SIG Councillor’s Motion on Email Signatures Is a Political Joke — And Possibly a Breach of Conduct
The circus gets an even bigger clown?
At the 12 August 2025 Ordinary Meeting, Shoalhaven Councillor Luciano Casmiri — a declared member and official of the Shoalhaven Independent Group (SIG) a registered political party in the state of NSW— has put forward a motion that’s both absurd and deeply revealing.
His proposal? That councillors should have the right to include their political party affiliation in their council-issued email signatures.
Yes — a councillor from a registered political party named “Independent” wants permission to explicitly advertise his party affiliation in official communications.
The irony is staggering.
SIG is not some vague community alliance. It’s a fully registered political party in New South Wales. And Lou Casmiri isn’t just a member — he’s listed as one of the three official officeholders. For years, SIG councillors have traded on the word “Independent” to imply neutrality or detachment from politics-as-usual. Yet they vote as a bloc, campaign using coordinated resources, and repeatedly use populist framing to attack planning staff, delay policy reforms, and shut down transparency. Patricia even admitted on the soft old Chance and Whitewash show - yes they are a political party…
So what’s the real game here?
This motion isn’t about transparency. It’s political branding, plain and simple — using council infrastructure to promote a party image ahead of the next election. If SIG councillors want to publicly identify their party, they’re welcome to do so on campaign flyers, in council debates, or on their own time. But council email signatures are not campaign tools — they are taxpayer-funded communication channels for governing, not grandstanding.
Worse, this motion borders on a breach of the Model Code of Conduct. The code prohibits councillors from using council resources for political purposes. Embedding a party label — particularly one tied to a registered party and an any upcoming election — could easily be construed as using ratepayer-funded systems for political advertising. That’s not transparency — that’s misuse of office.
And let’s not ignore the time-wasting at play here.
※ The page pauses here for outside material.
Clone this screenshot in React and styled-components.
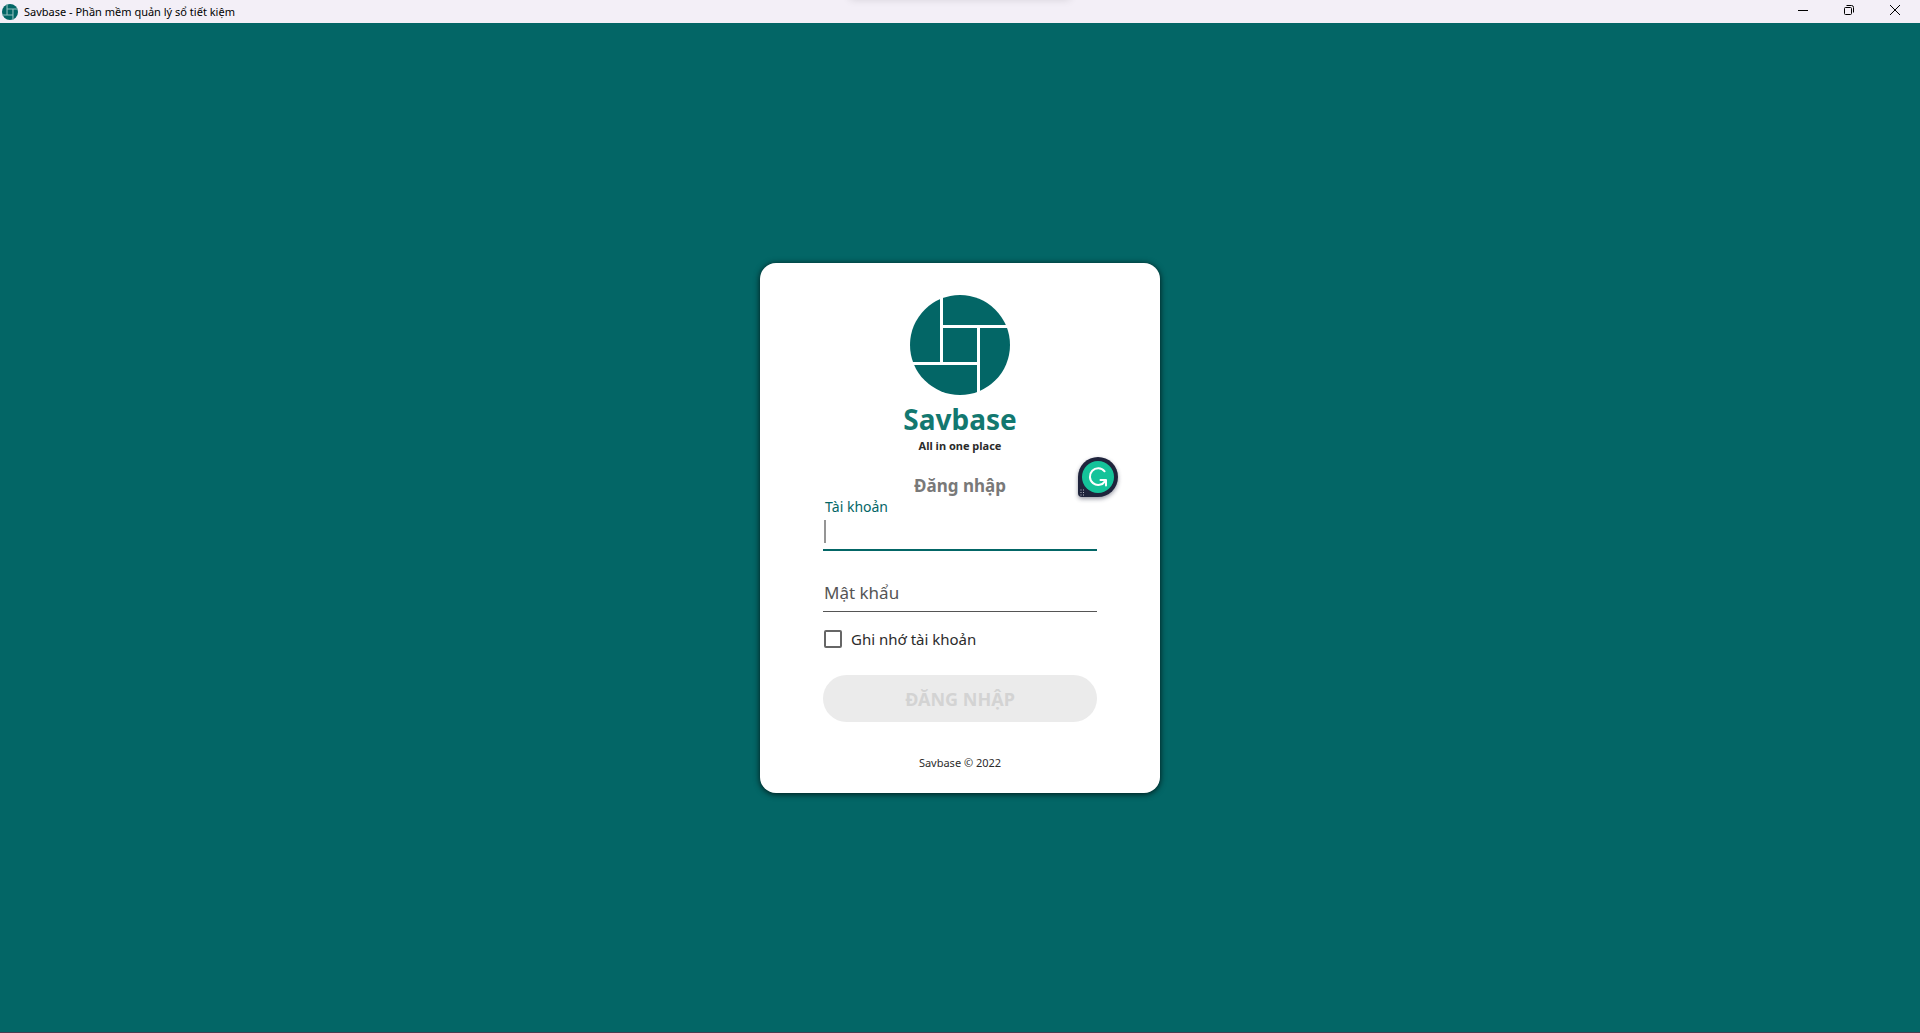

While residents face rising rates, degraded infrastructure, and housing pressure, SIG councillors are tying up public meetings with motions about email footers. It’s political theatre, not governance.
If SIG councillors want to come clean about being part of a political party, that’s welcome — honesty is a good start. But they can’t keep pretending they’re apolitical while voting in lockstep and using council platforms to fly their flag.
Shoalhaven deserves better than this. We deserve councillors focused on roads, rates, and real issues — not partisan posturing in signature blocks.